When it comes to asking AI for recommendations and information in the human realm, it will require human inputs. Generative AI just imitates the human experience of holding and using a product. If outlets begin to replace their product reviews, buying guides, and best-of rankings with AI-generated lists, for example, that’s less overall information for it to parse and generate from. One can imagine that certain product categories online, especially in more niche products, will increasingly look even more like echo chambers for consumers than they’re currently critiqued for being. 

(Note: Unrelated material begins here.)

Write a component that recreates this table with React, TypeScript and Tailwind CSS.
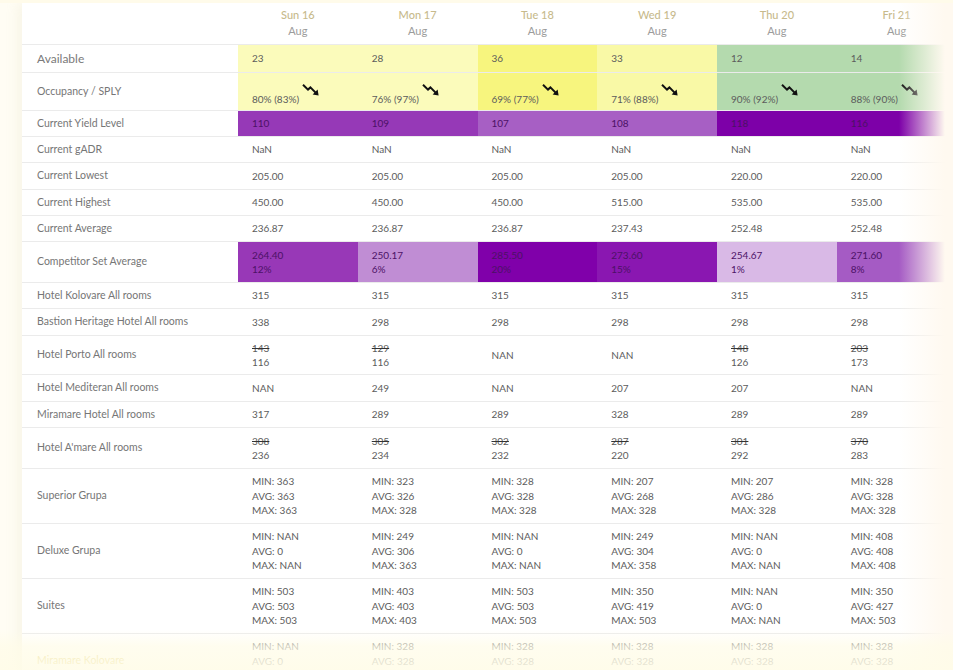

By combining search and AI, it is important that we rely on existing search rankings and other methods that are often helpful to sort out bad sources. I simply ignore certain review sites online, and Amazon ratings in general, because they’re fraught with issues like fake reviews. If AI doesn’t have the same level of discretion, and if those of us at major review outlets don’t chime in, or chime in less because AI is taking our jobs, I don’t see a rosy outcome for consumers.

“We wanted to strike the right balance between a succinct answer that the user can immediately get the gist of, but also be nice to publishers and not like, you know, wholesale rewrite an entire page and claim it’s fair use,” says Ramaswamy.

Money Talks

Many reputable review sites, like ours, rely on “affiliate revenue,” which is money from readers who directly click links in our articles and end up buying things we recommend. If AI is surfacing our words and opinions without offering us proper affiliate linking, it is essentially taking professional opinions and sharing them for free, but sharing none of the revenue.

One can see a problem in which outlets won’t find a profitable way to keep reviewing such a broad array of items, and instead rating systems like those on Amazon and elsewhere take over, meaning the only folks who can weigh in are those who have already actually purchased a product themselves or those who know how to game the system.

Given the work done by Andi, Neeva, and other AI-based search startups, and recent announcements by Google at Google IO regarding the future of its own search engine, searching things like “What are the best workout headphones” is going to end up looking something like the current info card—the area you might know at the top of Google search results that shows you products or recommendations without requiring you to actually read an article.

As long as Google, Bing, and others are paying the sites that AI is trolling for this information, I see no problem at all with aggregating this data for consumers and publishers alike. If it doesn’t find a way to maintain the existing affiliate revenue model, though, I see a world in which many outlets have to downsize their reviews departments, and AI opinions get much worse.

One thing is for sure: Before you go giving the computer your credit card to shop for itself, it’s best to make sure that a real human you trust has touched the thing you’re buying. It doesn’t matter how real an AI-generated roundup or review might read. The computer doesn’t have ears.